Another way in which current reverberation systems are ``artificial''
is the unnaturally uniform distribution of resonant modes with respect
to frequency. Because Schroeder, FDN, and waveguide reverbs are
all essentially a collection of
delay lines with feedback around
them, the modes tend to be distributed as the superposition of the
resonant modes of
feedback comb filters. Since a feedback comb
filter has a nearly harmonic set of modes (see §2.6.2),
aggregates of comb filters tend to provide a uniform modal density in
the frequency domain. In real reverberant spaces, the mode density
increases as frequency squared, so it should be verified that the
uniform modes used in a reverberator are perceptually equivalent to
the increasingly dense modes in nature. Another aspect of perception
to consider is that frequency-domain perception of resonances actually
decreases with frequency. To summarize, in nature the modes get denser
with frequency, while in perception they are less resolved, and in
current reverberation systems they stay more or less uniform with
frequency; perhaps a uniform distribution is a good compromise between
nature and perception?
At low frequencies, however, resonant modes are accurately perceived in reverberation as boosts, resonances, and cuts. They are analogous to early reflections in the time domain, and we could call them the ``early resonances.'' It is interesting that no system for artificial reverberation except waveguide mesh reverberation (of which the author is aware) explicitly attempts precise shaping of the low-frequency amplitude response of a desired reverberant space, at least not directly. The low-frequency response is shaped indirectly by the choice of early reflections, and the use of parallel comb-filter banks in Schroeder reverberators serves also to shape the low-frequency response significantly.
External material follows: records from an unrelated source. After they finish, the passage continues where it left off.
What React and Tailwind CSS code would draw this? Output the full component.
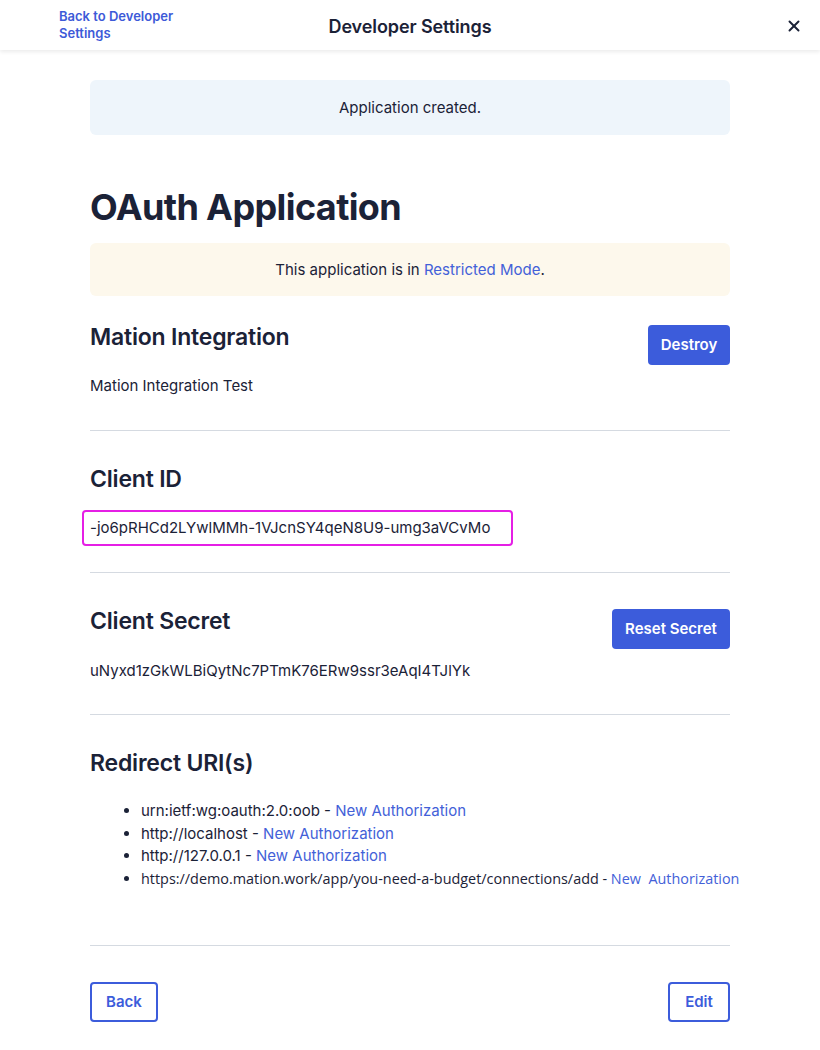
import React from 'react';
import { X } from 'lucide-react';

const font = { fontFamily: 'Inter, "Noto Sans", sans-serif' };

const uris = [
  'urn:ietf:wg:oauth:2.0:oob',
  'http://localhost',
  'http://127.0.0.1',
];

const App = () => {
  return (
    <div className="min-h-screen bg-white text-[#1b2237]" style={font}>
      {/* Header */}
      <header className="h-[50px] grid grid-cols-[1fr_auto_1fr] items-center bg-white shadow-[0_2px_4px_rgba(0,0,0,0.08)]">
        <div className="pl-[59px]">
          <a href="#" className="block w-[130px] text-[13px] leading-[17px] font-semibold text-[#3d5ad8]">
            Back to Developer Settings
          </a>
        </div>
        <h1 className="pt-[3px] text-[18px] font-semibold tracking-[-0.1px]">Developer Settings</h1>
        <div className="flex justify-end pr-[17px] pt-[2px]">
          <X size={18} strokeWidth={2.6} className="text-[#1b2237]" />
        </div>
      </header>

      <main className="w-[640px] mx-auto pb-10">
        {/* Success alert */}
        <div className="mt-[30px] h-[55px] rounded-md bg-[#eef5fb] flex items-center justify-center pt-[2px] text-[15px]">
          Application created.
        </div>

        <h2 className="mt-[49px] text-[36px] leading-[46px] font-bold tracking-[-0.6px]">OAuth Application</h2>

        {/* Restricted notice */}
        <div className="mt-[13px] h-[53px] rounded-md bg-[#fdf8ec] flex items-center justify-center pt-[2px] text-[15px]">
          <span>
            This application is in <a href="#" className="text-[#4361d8]">Restricted Mode</a>.
          </span>
        </div>

        {/* Name */}
        <div className="mt-[24px] flex items-start justify-between">
          <h3 className="pt-[1px] text-[23px] leading-[32px] font-semibold tracking-[-0.2px]">Mation Integration</h3>
          <button className="mt-[5px] h-[40px] w-[82px] rounded bg-[#3c5cdb] text-white text-[15px] font-semibold">
            Destroy
          </button>
        </div>
        <p className="mt-[10px] text-[15px] leading-[22px]">Mation Integration Test</p>

        <hr className="mt-[33px] border-[#d5dae1]" />

        {/* Client ID */}
        <h3 className="mt-[32px] text-[23px] leading-[32px] font-semibold tracking-[-0.2px]">Client ID</h3>
        <div className="mt-[15px] -ml-2 w-[431px] h-[36px] border-2 border-[#e51fe5] rounded-sm flex items-center pl-[6px] text-[15px]">
          -jo6pRHCd2LYwlMMh-1VJcnSY4qeN8U9-umg3aVCvMo
        </div>

        <hr className="mt-[26px] border-[#d5dae1]" />

        {/* Client Secret */}
        <div className="mt-[31px] flex items-start justify-between">
          <h3 className="pt-[1px] text-[23px] leading-[32px] font-semibold tracking-[-0.2px]">Client Secret</h3>
          <button className="mt-[5px] h-[40px] w-[118px] rounded bg-[#3c5cdb] text-white text-[15px] font-semibold">
            Reset Secret
          </button>
        </div>
        <p className="mt-[11px] text-[15px] leading-[22px]">uNyxd1zGkWLBiQytNc7PTmK76ERw9ssr3eAqI4TJlYk</p>

        <hr className="mt-[32px] border-[#d5dae1]" />

        {/* Redirect URIs */}
        <h3 className="mt-[32px] text-[23px] leading-[32px] font-semibold tracking-[-0.2px]">Redirect URI(s)</h3>
        <ul className="mt-[21px] list-disc pl-[51px] text-[15px] leading-[22.7px] whitespace-nowrap">
          {uris.map((u) => (
            <li key={u}>
              {u} - <a href="#" className="text-[#4361d8]">New Authorization</a>
            </li>
          ))}
          <li style={{ fontFamily: '"Open Sans", sans-serif' }} className="text-[14.4px]">
            https://demo.mation.work/app/you-need-a-budget/connections/add - <a href="#" className="text-[#4361d8]">New&nbsp; Authorization</a>
          </li>
        </ul>

        <hr className="mt-[54px] border-[#d5dae1]" />

        {/* Footer buttons */}
        <div className="mt-[36px] flex justify-between">
          <button className="h-[40px] w-[68px] rounded border-2 border-[#3c5cdb] text-[#3c5cdb] text-[15px] font-semibold">
            Back
          </button>
          <button className="h-[40px] w-[62px] rounded border-2 border-[#3c5cdb] text-[#3c5cdb] text-[15px] font-semibold">
            Edit
          </button>
        </div>
      </main>
    </div>
  );
};

export default App;
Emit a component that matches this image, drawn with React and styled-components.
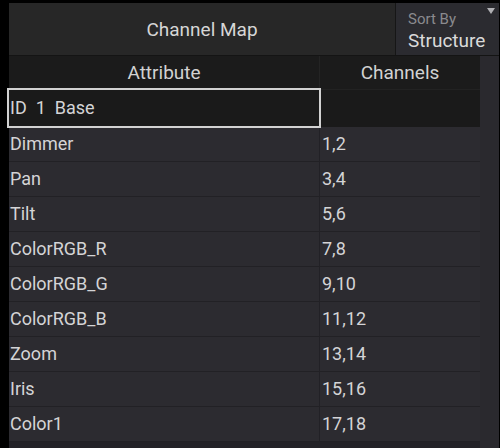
import styled, { createGlobalStyle } from "styled-components";

const rows = [
  { name: "Dimmer", ch: "1,2" },
  { name: "Pan", ch: "3,4" },
  { name: "Tilt", ch: "5,6" },
  { name: "ColorRGB_R", ch: "7,8" },
  { name: "ColorRGB_G", ch: "9,10" },
  { name: "ColorRGB_B", ch: "11,12" },
  { name: "Zoom", ch: "13,14" },
  { name: "Iris", ch: "15,16" },
  { name: "Color1", ch: "17,18" },
];

const Global = createGlobalStyle`
  html, body {
    margin: 0;
    background: #000;
    font-family: Roboto, "Liberation Sans", sans-serif;
  }
`;

const Screen = styled.div`
  width: 500px;
  height: 448px;
  box-sizing: border-box;
  padding: 3px 1px 0 9px;
  background: #000;
  display: flex;
  flex-direction: column;
  overflow: hidden;
`;

const TopBar = styled.div`
  display: flex;
  height: 52px;
  border-bottom: 1px solid #141414;
`;

const Title = styled.div`
  flex: 1;
  background: #272727;
  color: #d6d6d6;
  font-size: 19px;
  display: flex;
  align-items: center;
  justify-content: center;
`;

const SortBox = styled.div`
  position: relative;
  width: 104px;
  border-left: 1px solid #161616;
  background: #2b2b30;
  padding: 7px 0 0 12px;
  box-sizing: border-box;
  display: flex;
  flex-direction: column;
`;

const SortLabel = styled.span`
  font-size: 15px;
  color: #8a8a8e;
  line-height: 18px;
`;

const SortValue = styled.span`
  font-size: 19px;
  color: #dadada;
  line-height: 26px;
`;

const Caret = styled.div`
  position: absolute;
  top: 5px;
  right: 4px;
  width: 0;
  height: 0;
  border-left: 4px solid transparent;
  border-right: 4px solid transparent;
  border-top: 6px solid #b0b0b4;
`;

const Body = styled.div`
  flex: 1;
  display: flex;
`;

const Table = styled.div`
  flex: 1;
  display: flex;
  flex-direction: column;
  background: #232227;
`;

const ScrollTrack = styled.div`
  width: 19px;
  background: #2a292e;
`;

const Row = styled.div`
  display: grid;
  grid-template-columns: 310px 1fr;
  height: ${({ $h }) => $h}px;
  box-sizing: border-box;
  background: ${({ $bg }) => $bg};
  border-bottom: 1px solid ${({ $line }) => $line};
`;

const HeadCell = styled.div`
  display: flex;
  align-items: center;
  justify-content: center;
  color: #d2d2d2;
  font-size: 19px;
  & + & {
    border-left: 1px solid #242424;
  }
`;

const Cell = styled.div`
  position: relative;
  display: flex;
  align-items: center;
  padding: 0 0 2px ${({ $pad }) => $pad}px;
  color: #d4d4d6;
  font-size: 18px;
  white-space: pre;
  ${({ $selected }) =>
    $selected &&
    `
    outline: 2px solid #d2d2d2;
    z-index: 1;
  `}
  & + & {
    border-left: 1px solid #222126;
  }
`;

export default function App() {
  return (
    <Screen>
      <Global />
      <TopBar>
        <Title>Channel Map</Title>
        <SortBox>
          <SortLabel>Sort By</SortLabel>
          <SortValue>Structure</SortValue>
          <Caret />
        </SortBox>
      </TopBar>
      <Body>
        <Table>
          <Row $h={34} $bg="#1b1b1b" $line="#222222">
            <HeadCell>Attribute</HeadCell>
            <HeadCell>Channels</HeadCell>
          </Row>
          <Row $h={37} $bg="#1a1a1a" $line="#1a1a1a">
            <Cell $pad={1} $selected>ID  1  Base</Cell>
            <Cell $pad={2} />
          </Row>
          {rows.map((r) => (
            <Row key={r.name} $h={35} $bg="#2c2b30" $line="#222125">
              <Cell $pad={1}>{r.name}</Cell>
              <Cell $pad={2}>{r.ch}</Cell>
            </Row>
          ))}
        </Table>
        <ScrollTrack />
      </Body>
    </Screen>
  );
}
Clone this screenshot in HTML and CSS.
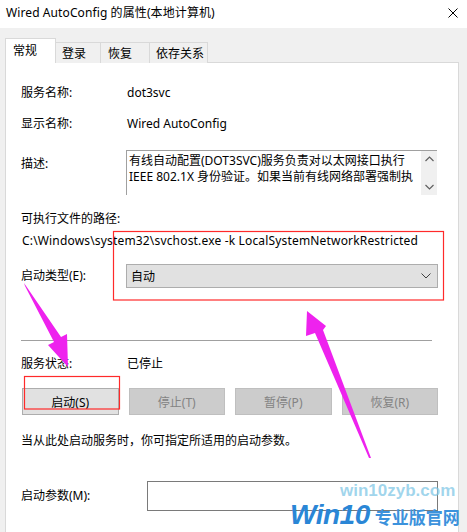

However, it would be possible to add filters for shaping more carefully the low-frequency response. Perhaps a reason for this omission is that hall designers work very hard to eliminate any explicit resonances or antiresonances in the response of a room. If uneven resonance at low frequencies is always considered a defect, then designing for a maximally uniform mode distribution, as has been discussed for the high-frequency modes, would be ideal also at low frequencies. Quite the opposite situation exists when designing ``small-box reverberators'' to simulate musical instrument resonators [432,204]; there, the low-frequency modes impart a characteristic timbre on the low-frequency resonance of the instrument (see Fig.3.2).